- **Exercise task**
Without including the pictures, copy out every line below.

----------

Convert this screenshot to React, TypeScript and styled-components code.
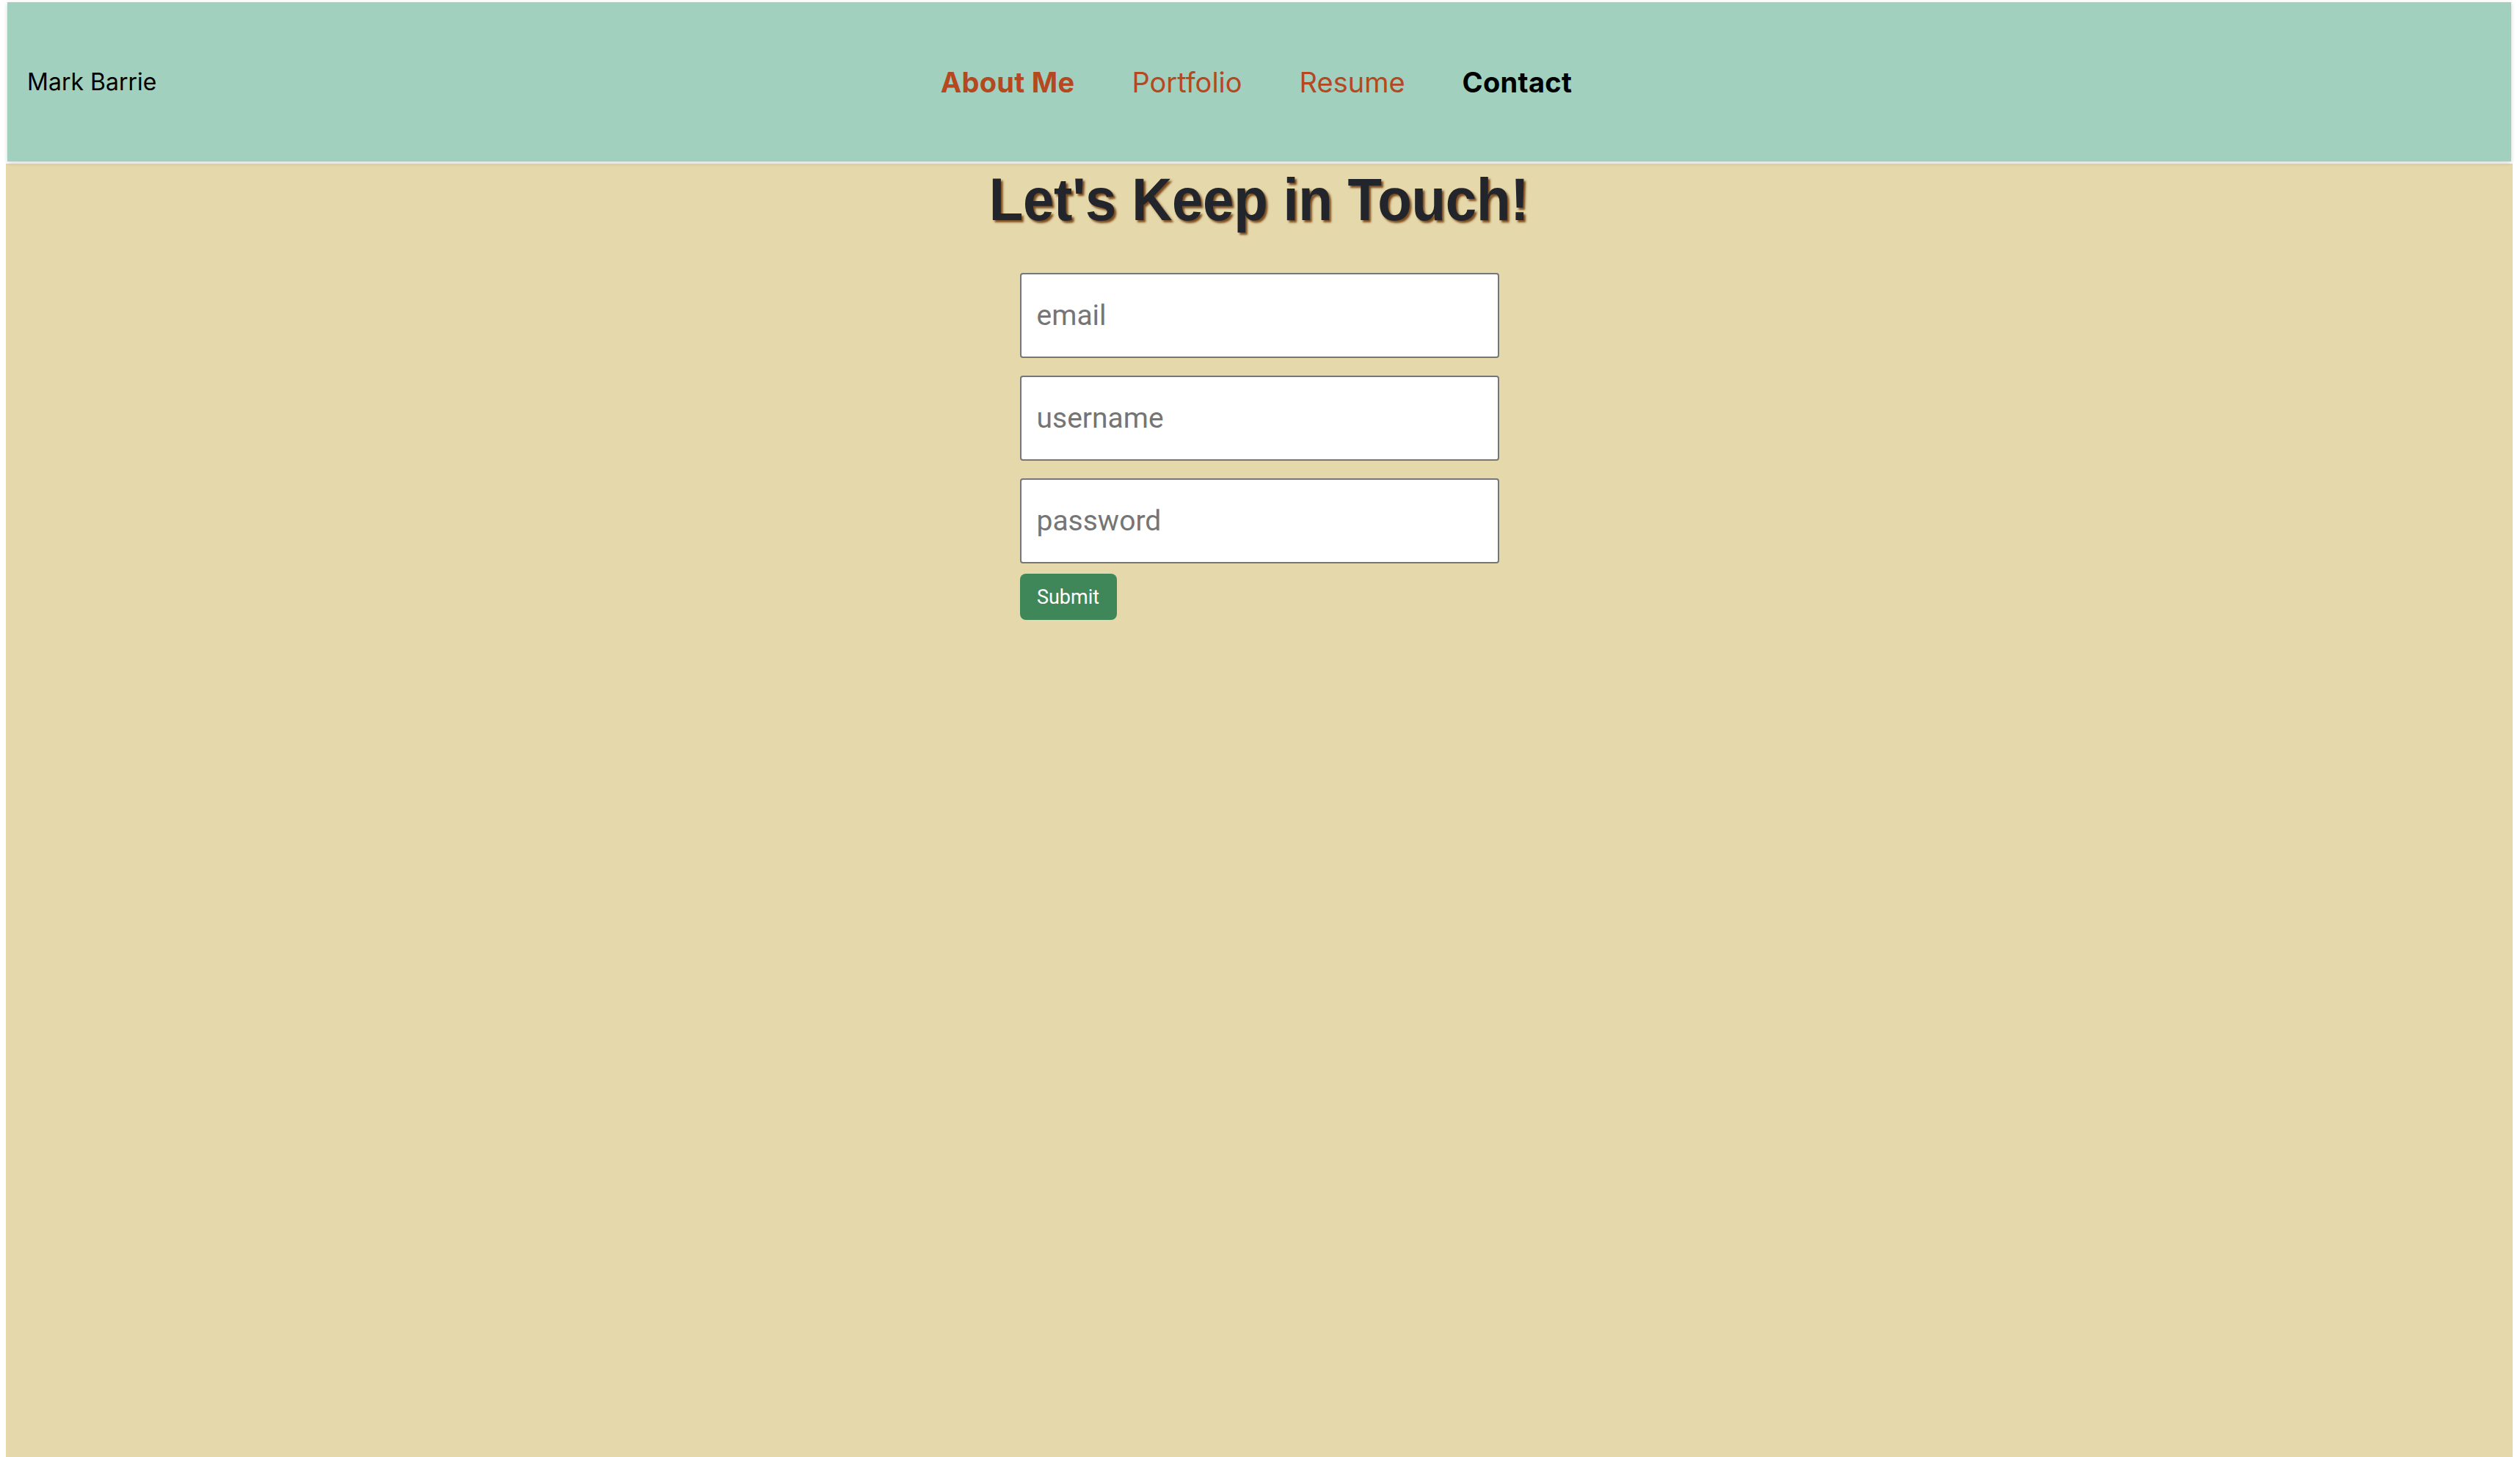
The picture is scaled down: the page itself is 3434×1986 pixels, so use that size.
import React from "react";
import styled, { createGlobalStyle } from "styled-components";

const GlobalStyle = createGlobalStyle`
  html, body {
    margin: 0;
    padding: 0;
    background: #ffffff;
  }
  * { box-sizing: border-box; }
`;

const Page = styled.div`
  min-height: 100vh;
  padding: 3px 10px 0 8px;
  display: flex;
  flex-direction: column;
`;

const Header = styled.header`
  position: relative;
  z-index: 1;
  margin: 0 2px;
  height: 217px;
  background: #a1d0bf;
  box-shadow: 0 2px 6px rgba(0, 0, 0, 0.16);
  display: grid;
  grid-template-columns: 1fr auto 1fr;
  align-items: center;
  padding: 0 27px;
`;

const Brand = styled.div`
  font-family: Inter, "Liberation Sans", sans-serif;
  font-size: 32px;
  color: #000;
`;

const Nav = styled.nav`
  display: flex;
  gap: 78px;
  align-items: center;
  margin-right: 8px;
`;

const NavLink = styled.a<{ $bold?: boolean; $dark?: boolean }>`
  font-family: Inter, "Liberation Sans", sans-serif;
  font-size: 38px;
  font-weight: ${(p) => (p.$bold ? 700 : 400)};
  letter-spacing: ${(p) => (p.$bold ? "0.3px" : "0")};
  color: ${(p) => (p.$dark ? "#000000" : "#b5481f")};
  text-decoration: none;
  cursor: pointer;
`;

const Main = styled.main`
  flex: 1;
  margin-top: 3px;
  background: #e5d8aa;
  display: flex;
  flex-direction: column;
  align-items: center;
`;

const Title = styled.h1`
  margin: 2px 0 0;
  font-family: "Liberation Sans", Arial, sans-serif;
  font-weight: 700;
  font-size: 82px;
  line-height: 94px;
  letter-spacing: -0.3px;
  color: #22252b;
  text-shadow: 3px 3px 3px #7a4a1c;
  transform: scaleX(0.93);
`;

const Form = styled.form`
  margin-top: 53px;
  display: flex;
  flex-direction: column;
  align-items: flex-start;
  gap: 24px;
`;

const Input = styled.input`
  width: 653px;
  height: 116px;
  border: 2px solid #767676;
  border-radius: 4px;
  background: #ffffff;
  padding: 0 21px;
  font-family: Roboto, "Liberation Sans", sans-serif;
  font-size: 39px;
  color: #222;
  outline: none;
  &::placeholder {
    color: #757575;
  }
`;

const SubmitButton = styled.button`
  margin-top: -10px;
  width: 132px;
  height: 63px;
  border: none;
  border-radius: 8px;
  background: #3f8758;
  color: #ffffff;
  font-family: Roboto, "Liberation Sans", sans-serif;
  font-size: 27px;
  cursor: pointer;
`;

export default function App() {
  return (
    <>
      <GlobalStyle />
      <Page>
        <Header>
          <Brand>Mark Barrie</Brand>
          <Nav>
            <NavLink $bold>About Me</NavLink>
            <NavLink>Portfolio</NavLink>
            <NavLink>Resume</NavLink>
            <NavLink $bold $dark>Contact</NavLink>
          </Nav>
          <div />
        </Header>
        <Main>
          <Title>Let's Keep in Touch!</Title>
          <Form onSubmit={(e) => e.preventDefault()}>
            <Input type="email" placeholder="email" />
            <Input type="text" placeholder="username" />
            <Input type="password" placeholder="password" />
            <SubmitButton type="submit">Submit</SubmitButton>
          </Form>
        </Main>
      </Page>
    </>
  );
}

----------

- **Answer to the problem**
Convert this screenshot to React, TypeScript and styled-components code.
The picture is scaled down: the page itself is 3434×1986 pixels, so use that size.
import React from "react";
import styled, { createGlobalStyle } from "styled-components";

const GlobalStyle = createGlobalStyle`
  html, body {
    margin: 0;
    padding: 0;
    background: #ffffff;
  }
  * { box-sizing: border-box; }
`;

const Page = styled.div`
  min-height: 100vh;
  padding: 3px 10px 0 8px;
  display: flex;
  flex-direction: column;
`;

const Header = styled.header`
  position: relative;
  z-index: 1;
  margin: 0 2px;
  height: 217px;
  background: #a1d0bf;
  box-shadow: 0 2px 6px rgba(0, 0, 0, 0.16);
  display: grid;
  grid-template-columns: 1fr auto 1fr;
  align-items: center;
  padding: 0 27px;
`;

const Brand = styled.div`
  font-family: Inter, "Liberation Sans", sans-serif;
  font-size: 32px;
  color: #000;
`;

const Nav = styled.nav`
  display: flex;
  gap: 78px;
  align-items: center;
  margin-right: 8px;
`;

const NavLink = styled.a<{ $bold?: boolean; $dark?: boolean }>`
  font-family: Inter, "Liberation Sans", sans-serif;
  font-size: 38px;
  font-weight: ${(p) => (p.$bold ? 700 : 400)};
  letter-spacing: ${(p) => (p.$bold ? "0.3px" : "0")};
  color: ${(p) => (p.$dark ? "#000000" : "#b5481f")};
  text-decoration: none;
  cursor: pointer;
`;

const Main = styled.main`
  flex: 1;
  margin-top: 3px;
  background: #e5d8aa;
  display: flex;
  flex-direction: column;
  align-items: center;
`;

const Title = styled.h1`
  margin: 2px 0 0;
  font-family: "Liberation Sans", Arial, sans-serif;
  font-weight: 700;
  font-size: 82px;
  line-height: 94px;
  letter-spacing: -0.3px;
  color: #22252b;
  text-shadow: 3px 3px 3px #7a4a1c;
  transform: scaleX(0.93);
`;

const Form = styled.form`
  margin-top: 53px;
  display: flex;
  flex-direction: column;
  align-items: flex-start;
  gap: 24px;
`;

const Input = styled.input`
  width: 653px;
  height: 116px;
  border: 2px solid #767676;
  border-radius: 4px;
  background: #ffffff;
  padding: 0 21px;
  font-family: Roboto, "Liberation Sans", sans-serif;
  font-size: 39px;
  color: #222;
  outline: none;
  &::placeholder {
    color: #757575;
  }
`;

const SubmitButton = styled.button`
  margin-top: -10px;
  width: 132px;
  height: 63px;
  border: none;
  border-radius: 8px;
  background: #3f8758;
  color: #ffffff;
  font-family: Roboto, "Liberation Sans", sans-serif;
  font-size: 27px;
  cursor: pointer;
`;

export default function App() {
  return (
    <>
      <GlobalStyle />
      <Page>
        <Header>
          <Brand>Mark Barrie</Brand>
          <Nav>
            <NavLink $bold>About Me</NavLink>
            <NavLink>Portfolio</NavLink>
            <NavLink>Resume</NavLink>
            <NavLink $bold $dark>Contact</NavLink>
          </Nav>
          <div />
        </Header>
        <Main>
          <Title>Let's Keep in Touch!</Title>
          <Form onSubmit={(e) => e.preventDefault()}>
            <Input type="email" placeholder="email" />
            <Input type="text" placeholder="username" />
            <Input type="password" placeholder="password" />
            <SubmitButton type="submit">Submit</SubmitButton>
          </Form>
        </Main>
      </Page>
    </>
  );
}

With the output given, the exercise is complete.